** BEGIN **

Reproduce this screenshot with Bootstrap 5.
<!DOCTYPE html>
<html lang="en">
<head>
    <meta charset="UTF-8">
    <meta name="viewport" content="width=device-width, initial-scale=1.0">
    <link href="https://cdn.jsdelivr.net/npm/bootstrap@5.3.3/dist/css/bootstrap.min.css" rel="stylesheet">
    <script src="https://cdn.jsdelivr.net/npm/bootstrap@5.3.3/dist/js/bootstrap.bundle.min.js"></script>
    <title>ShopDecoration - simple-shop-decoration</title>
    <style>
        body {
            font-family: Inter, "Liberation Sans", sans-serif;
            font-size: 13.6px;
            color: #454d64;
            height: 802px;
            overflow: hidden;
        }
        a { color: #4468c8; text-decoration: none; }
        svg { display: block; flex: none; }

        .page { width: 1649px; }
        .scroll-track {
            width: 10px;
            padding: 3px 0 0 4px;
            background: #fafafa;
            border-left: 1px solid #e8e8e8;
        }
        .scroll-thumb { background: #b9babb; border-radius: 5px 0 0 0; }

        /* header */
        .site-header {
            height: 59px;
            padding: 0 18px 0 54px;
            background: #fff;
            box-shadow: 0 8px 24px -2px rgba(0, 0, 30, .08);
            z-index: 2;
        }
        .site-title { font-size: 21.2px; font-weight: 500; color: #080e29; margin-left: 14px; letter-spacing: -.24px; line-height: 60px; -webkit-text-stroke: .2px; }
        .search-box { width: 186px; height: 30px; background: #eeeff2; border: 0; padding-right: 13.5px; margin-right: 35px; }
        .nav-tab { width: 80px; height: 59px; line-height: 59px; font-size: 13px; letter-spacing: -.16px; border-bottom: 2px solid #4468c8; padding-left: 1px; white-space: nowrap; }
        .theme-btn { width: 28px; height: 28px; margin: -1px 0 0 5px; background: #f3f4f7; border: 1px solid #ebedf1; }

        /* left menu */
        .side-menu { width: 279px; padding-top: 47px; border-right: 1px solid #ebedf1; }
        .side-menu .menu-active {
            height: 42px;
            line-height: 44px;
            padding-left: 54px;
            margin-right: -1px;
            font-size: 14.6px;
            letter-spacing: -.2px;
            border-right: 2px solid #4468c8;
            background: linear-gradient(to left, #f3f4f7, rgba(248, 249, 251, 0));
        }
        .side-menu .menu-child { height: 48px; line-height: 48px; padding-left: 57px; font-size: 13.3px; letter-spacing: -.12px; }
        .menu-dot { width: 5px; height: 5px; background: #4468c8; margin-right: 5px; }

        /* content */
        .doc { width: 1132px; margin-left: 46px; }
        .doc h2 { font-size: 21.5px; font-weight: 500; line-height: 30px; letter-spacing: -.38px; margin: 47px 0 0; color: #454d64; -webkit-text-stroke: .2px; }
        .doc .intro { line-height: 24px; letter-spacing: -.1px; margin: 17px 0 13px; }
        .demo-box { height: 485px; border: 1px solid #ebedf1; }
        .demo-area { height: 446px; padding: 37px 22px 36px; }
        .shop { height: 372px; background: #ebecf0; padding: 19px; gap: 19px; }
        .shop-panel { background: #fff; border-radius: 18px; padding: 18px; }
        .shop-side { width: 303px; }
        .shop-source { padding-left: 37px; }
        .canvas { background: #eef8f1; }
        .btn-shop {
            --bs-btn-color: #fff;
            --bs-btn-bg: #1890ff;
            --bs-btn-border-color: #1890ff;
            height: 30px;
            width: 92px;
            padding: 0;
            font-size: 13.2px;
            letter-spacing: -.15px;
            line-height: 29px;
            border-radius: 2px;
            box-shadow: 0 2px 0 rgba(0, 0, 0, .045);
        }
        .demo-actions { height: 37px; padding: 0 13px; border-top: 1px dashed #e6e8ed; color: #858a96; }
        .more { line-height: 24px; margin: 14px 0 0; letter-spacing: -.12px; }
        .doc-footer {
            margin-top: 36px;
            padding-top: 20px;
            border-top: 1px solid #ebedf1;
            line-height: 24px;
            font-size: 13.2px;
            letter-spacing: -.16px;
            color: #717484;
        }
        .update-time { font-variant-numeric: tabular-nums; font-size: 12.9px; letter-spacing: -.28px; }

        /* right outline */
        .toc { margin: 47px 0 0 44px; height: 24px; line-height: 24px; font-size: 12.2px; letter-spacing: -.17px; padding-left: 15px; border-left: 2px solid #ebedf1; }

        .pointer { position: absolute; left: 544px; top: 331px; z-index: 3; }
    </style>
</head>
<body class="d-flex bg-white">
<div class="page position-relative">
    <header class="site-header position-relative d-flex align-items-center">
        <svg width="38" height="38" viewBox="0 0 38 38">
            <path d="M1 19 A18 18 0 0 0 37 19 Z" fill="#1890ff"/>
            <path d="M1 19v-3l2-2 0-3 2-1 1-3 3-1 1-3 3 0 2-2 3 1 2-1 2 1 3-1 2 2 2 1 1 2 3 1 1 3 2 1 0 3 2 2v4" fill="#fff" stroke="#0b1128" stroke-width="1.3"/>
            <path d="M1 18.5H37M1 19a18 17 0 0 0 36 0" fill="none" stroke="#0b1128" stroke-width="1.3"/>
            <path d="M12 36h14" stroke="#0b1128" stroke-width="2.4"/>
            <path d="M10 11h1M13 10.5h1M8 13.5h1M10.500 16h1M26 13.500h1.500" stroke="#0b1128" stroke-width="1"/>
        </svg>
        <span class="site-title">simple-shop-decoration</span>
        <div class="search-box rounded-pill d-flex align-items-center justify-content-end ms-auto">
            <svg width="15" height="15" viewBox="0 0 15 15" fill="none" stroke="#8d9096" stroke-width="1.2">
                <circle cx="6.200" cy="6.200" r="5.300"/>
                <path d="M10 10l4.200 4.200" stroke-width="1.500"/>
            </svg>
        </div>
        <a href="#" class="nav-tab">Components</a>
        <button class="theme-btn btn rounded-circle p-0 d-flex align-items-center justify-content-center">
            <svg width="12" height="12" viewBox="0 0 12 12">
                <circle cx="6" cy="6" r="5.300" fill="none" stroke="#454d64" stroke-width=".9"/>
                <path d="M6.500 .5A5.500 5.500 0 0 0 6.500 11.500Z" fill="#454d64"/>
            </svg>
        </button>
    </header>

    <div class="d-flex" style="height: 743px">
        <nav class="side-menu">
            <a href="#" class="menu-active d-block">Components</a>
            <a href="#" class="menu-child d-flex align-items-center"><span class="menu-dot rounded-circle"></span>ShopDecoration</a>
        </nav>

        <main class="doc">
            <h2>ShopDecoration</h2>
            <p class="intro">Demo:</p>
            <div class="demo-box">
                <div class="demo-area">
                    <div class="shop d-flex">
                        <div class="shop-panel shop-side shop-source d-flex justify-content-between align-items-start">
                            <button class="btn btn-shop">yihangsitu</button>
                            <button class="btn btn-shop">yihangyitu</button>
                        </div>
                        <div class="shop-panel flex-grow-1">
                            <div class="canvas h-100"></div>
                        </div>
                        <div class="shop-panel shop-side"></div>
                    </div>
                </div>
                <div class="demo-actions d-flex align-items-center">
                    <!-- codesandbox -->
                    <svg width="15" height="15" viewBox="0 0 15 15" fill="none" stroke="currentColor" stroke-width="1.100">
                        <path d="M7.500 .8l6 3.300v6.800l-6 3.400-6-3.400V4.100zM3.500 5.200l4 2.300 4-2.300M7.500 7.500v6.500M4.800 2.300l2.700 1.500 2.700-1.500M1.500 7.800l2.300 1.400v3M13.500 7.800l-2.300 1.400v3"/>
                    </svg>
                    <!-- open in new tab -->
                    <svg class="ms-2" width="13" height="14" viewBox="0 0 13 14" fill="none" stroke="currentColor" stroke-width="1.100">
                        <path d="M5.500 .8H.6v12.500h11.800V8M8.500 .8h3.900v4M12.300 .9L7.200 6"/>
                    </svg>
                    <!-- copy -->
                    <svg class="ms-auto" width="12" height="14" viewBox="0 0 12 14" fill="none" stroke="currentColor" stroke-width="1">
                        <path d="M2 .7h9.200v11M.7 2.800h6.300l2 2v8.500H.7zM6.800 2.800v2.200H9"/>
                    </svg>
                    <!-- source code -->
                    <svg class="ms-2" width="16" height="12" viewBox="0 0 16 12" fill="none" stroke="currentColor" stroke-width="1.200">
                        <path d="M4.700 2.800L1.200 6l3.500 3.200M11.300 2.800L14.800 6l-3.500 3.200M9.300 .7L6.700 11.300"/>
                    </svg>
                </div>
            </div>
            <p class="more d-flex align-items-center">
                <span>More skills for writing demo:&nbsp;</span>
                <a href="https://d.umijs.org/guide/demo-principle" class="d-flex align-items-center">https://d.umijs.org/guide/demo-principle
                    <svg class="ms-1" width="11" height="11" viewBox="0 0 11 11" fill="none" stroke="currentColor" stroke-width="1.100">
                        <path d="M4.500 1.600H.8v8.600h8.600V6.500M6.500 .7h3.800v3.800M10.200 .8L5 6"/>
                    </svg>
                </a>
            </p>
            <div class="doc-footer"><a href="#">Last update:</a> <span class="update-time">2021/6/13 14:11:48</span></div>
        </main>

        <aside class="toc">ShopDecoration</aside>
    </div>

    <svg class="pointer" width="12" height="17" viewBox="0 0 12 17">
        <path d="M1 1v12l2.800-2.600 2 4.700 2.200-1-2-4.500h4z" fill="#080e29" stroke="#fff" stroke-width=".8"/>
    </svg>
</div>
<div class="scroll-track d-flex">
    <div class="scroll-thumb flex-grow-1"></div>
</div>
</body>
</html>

** END **

Goal — Extract the lines above, from the first one through the one containing "28px; height: 28px;", and return only those, unchanged.

Reply —
Reproduce this screenshot with Bootstrap 5.
<!DOCTYPE html>
<html lang="en">
<head>
    <meta charset="UTF-8">
    <meta name="viewport" content="width=device-width, initial-scale=1.0">
    <link href="https://cdn.jsdelivr.net/npm/bootstrap@5.3.3/dist/css/bootstrap.min.css" rel="stylesheet">
    <script src="https://cdn.jsdelivr.net/npm/bootstrap@5.3.3/dist/js/bootstrap.bundle.min.js"></script>
    <title>ShopDecoration - simple-shop-decoration</title>
    <style>
        body {
            font-family: Inter, "Liberation Sans", sans-serif;
            font-size: 13.6px;
            color: #454d64;
            height: 802px;
            overflow: hidden;
        }
        a { color: #4468c8; text-decoration: none; }
        svg { display: block; flex: none; }

        .page { width: 1649px; }
        .scroll-track {
            width: 10px;
            padding: 3px 0 0 4px;
            background: #fafafa;
            border-left: 1px solid #e8e8e8;
        }
        .scroll-thumb { background: #b9babb; border-radius: 5px 0 0 0; }

        /* header */
        .site-header {
            height: 59px;
            padding: 0 18px 0 54px;
            background: #fff;
            box-shadow: 0 8px 24px -2px rgba(0, 0, 30, .08);
            z-index: 2;
        }
        .site-title { font-size: 21.2px; font-weight: 500; color: #080e29; margin-left: 14px; letter-spacing: -.24px; line-height: 60px; -webkit-text-stroke: .2px; }
        .search-box { width: 186px; height: 30px; background: #eeeff2; border: 0; padding-right: 13.5px; margin-right: 35px; }
        .nav-tab { width: 80px; height: 59px; line-height: 59px; font-size: 13px; letter-spacing: -.16px; border-bottom: 2px solid #4468c8; padding-left: 1px; white-space: nowrap; }
        .theme-btn { width: 28px; height: 28px; margin: -1px 0 0 5px; background: #f3f4f7; border: 1px solid #ebedf1; }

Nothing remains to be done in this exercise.